Star des Abend allerdings war die junge Mutter Anna Netrebko. Sie hat dieser Rolle mit ihrer Gesangsleistung einen Stempel aufgedrückt. Ihre Spitzentöne waren beeindruckend, die Mittellage besser denn je und ihre Bühnenpräsenz war schlichtweg umwerfend. Sie war zu Recht der umjubelte Star des Abends. Ihr Spiel wirkte nie übertrieben, und war zu keiner Zeit aufgesetzt.
Sie verkörperte an diesem Abend eine unglückliche Frau, die zufällig Ehefrau des Königs von England war und am Ende ihr Leben lassen musste, weil es ihr Mann so wollte. Und das tat sie schauspielerisch souverän. Mit kleinen Gesten und angepasster Mimik lebte sie die Rolle der Anna Bolena voll aus. Das sie dabei sängerisch eine Spitzenleistung ablegte, rundete ihr Rollenportrait ab. Als Anna Bolena braucht Frau Netrebko weltweit keine Konkurrenz fürchten. Sie ist die Opernsängerinnen unserer Tage und hat diesen Ruf einmal mehr bestätigt. Keine andere Sopranistin bringt es derzeit fertig, eine Topleistung nach der anderen zu produzieren.

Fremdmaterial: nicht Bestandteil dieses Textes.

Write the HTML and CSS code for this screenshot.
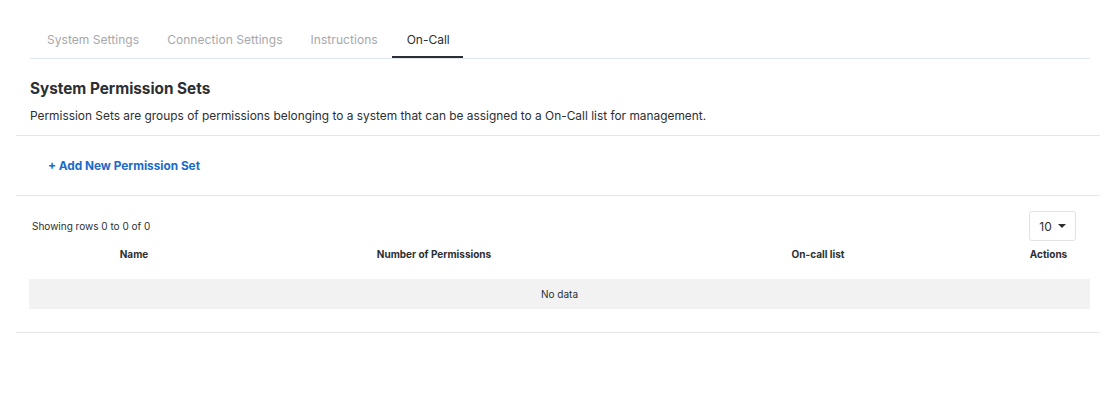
FILE: index.html
```html
<!DOCTYPE html>
<html>
<head>
<meta charset="utf-8">
<link rel="stylesheet" href="styles.css">
</head>
<body>
<div class="page">
  <nav class="tabs">
    <a class="tab">System Settings</a>
    <a class="tab">Connection Settings</a>
    <a class="tab">Instructions</a>
    <a class="tab active">On-Call</a>
  </nav>
  <section class="intro">
    <h2 class="title">System Permission Sets</h2>
    <p class="desc">Permission Sets are groups of permissions belonging to a system that can be assigned to a On-Call list for management.</p>
  </section>
  <div class="actions-bar">
    <a class="add-link">+ Add New Permission Set</a>
  </div>
  <div class="table-section">
    <div class="table-top">
      <span class="showing">Showing rows 0 to 0 of 0</span>
      <button class="page-size">10 <span class="caret"></span></button>
    </div>
    <table class="data-table">
      <colgroup>
        <col class="c1"><col class="c2"><col class="c3"><col class="c4">
      </colgroup>
      <thead>
        <tr><th>Name</th><th>Number of Permissions</th><th>On-call list</th><th>Actions</th></tr>
      </thead>
      <tbody>
        <tr class="empty"><td colspan="4">No data</td></tr>
      </tbody>
    </table>
  </div>
</div>
</body>
</html>
```
FILE: styles.css
```css
* { box-sizing: border-box; }
body {
  margin: 0;
  background: #fff;
  font-family: "Inter", "Noto Sans", sans-serif;
  color: #2b2f33;
}
.page {
  padding: 0 16px;
  width: 1116px;
}
.tabs {
  display: flex;
  margin: 0 10px 0 14px;
  padding-top: 31px;
  padding-left: 3px;
  border-bottom: 1px solid #dde6f2;
}
.tab {
  padding: 0 14px 8px;
  font-size: 12px;
  line-height: 17px;
  letter-spacing: 0.05px;
  color: #a6a8ab;
  border-bottom: 2px solid transparent;
}
.tab.active {
  color: #2b2f33;
  border-bottom-color: #2b2f33;
  padding: 0 13px 8px 15px;
  letter-spacing: 0;
}
.intro {
  padding: 20px 14px 11px;
  border-bottom: 1px solid #e6e6e6;
}
.title {
  margin: 0;
  font-size: 15.3px;
  line-height: 20px;
  font-weight: 700;
}
.desc {
  margin: 9px 0 0;
  font-size: 11.9px;
  line-height: 16px;
}
.actions-bar {
  padding: 18px 32px 0;
  border-bottom: 1px solid #e6e6e6;
  height: 60px;
}
.add-link {
  font-size: 11.8px;
  font-weight: 700;
  line-height: 16px;
  color: #1b6ac9;
}
.table-section {
  padding: 15px 10px 23px 13px;
  border-bottom: 1px solid #e6e6e6;
}
.table-top {
  display: flex;
  justify-content: space-between;
  align-items: center;
  padding-left: 3px;
}
.showing {
  font-size: 10px;
  color: #2b2f33;
}
.page-size {
  width: 47px;
  height: 30px;
  border: 1px solid #e2e2e2;
  border-radius: 3px;
  background: #fff;
  font-family: inherit;
  font-size: 12px;
  color: #2b2f33;
  display: flex;
  align-items: center;
  justify-content: center;
  gap: 6px;
  margin-right: 14px;
  padding: 0;
}
.caret {
  width: 0;
  height: 0;
  border-left: 4px solid transparent;
  border-right: 4px solid transparent;
  border-top: 4px solid #2b2f33;
}
.data-table {
  width: 1061px;
  border-collapse: collapse;
  table-layout: fixed;
  margin-top: 2px;
}
.c1 { width: 210px; }
.c2 { width: 390px; }
.c3 { width: 378px; }
.c4 { width: 83px; }
.data-table th {
  font-size: 10px;
  font-weight: 700;
  line-height: 12px;
  height: 36px;
  padding: 5px 0 0;
  vertical-align: top;
  text-align: center;
}
.empty td {
  background: #f2f2f2;
  height: 30px;
  padding: 0;
  text-align: center;
  font-size: 10px;
}
```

Ihre Rollenportraits der jüngsten Vergangenheit waren und sind beeindruckend und bestechend zugleich.
Arte-TV übertrug diese Oper sehr professionell, besonderes Lob der Kameraführung, und auf höchstem technischen Niveau. Die Fernsehübertragung dieser Oper durch das ORF im Nachbarland Österreich war ebenfalls ein großer Erfolg. Nie zuvor hatten so viele Österreicher einer Liveübertragung aus der Wiener Staatsoper via TV beigewohnt. Es war rundum ein prächtiger Abend!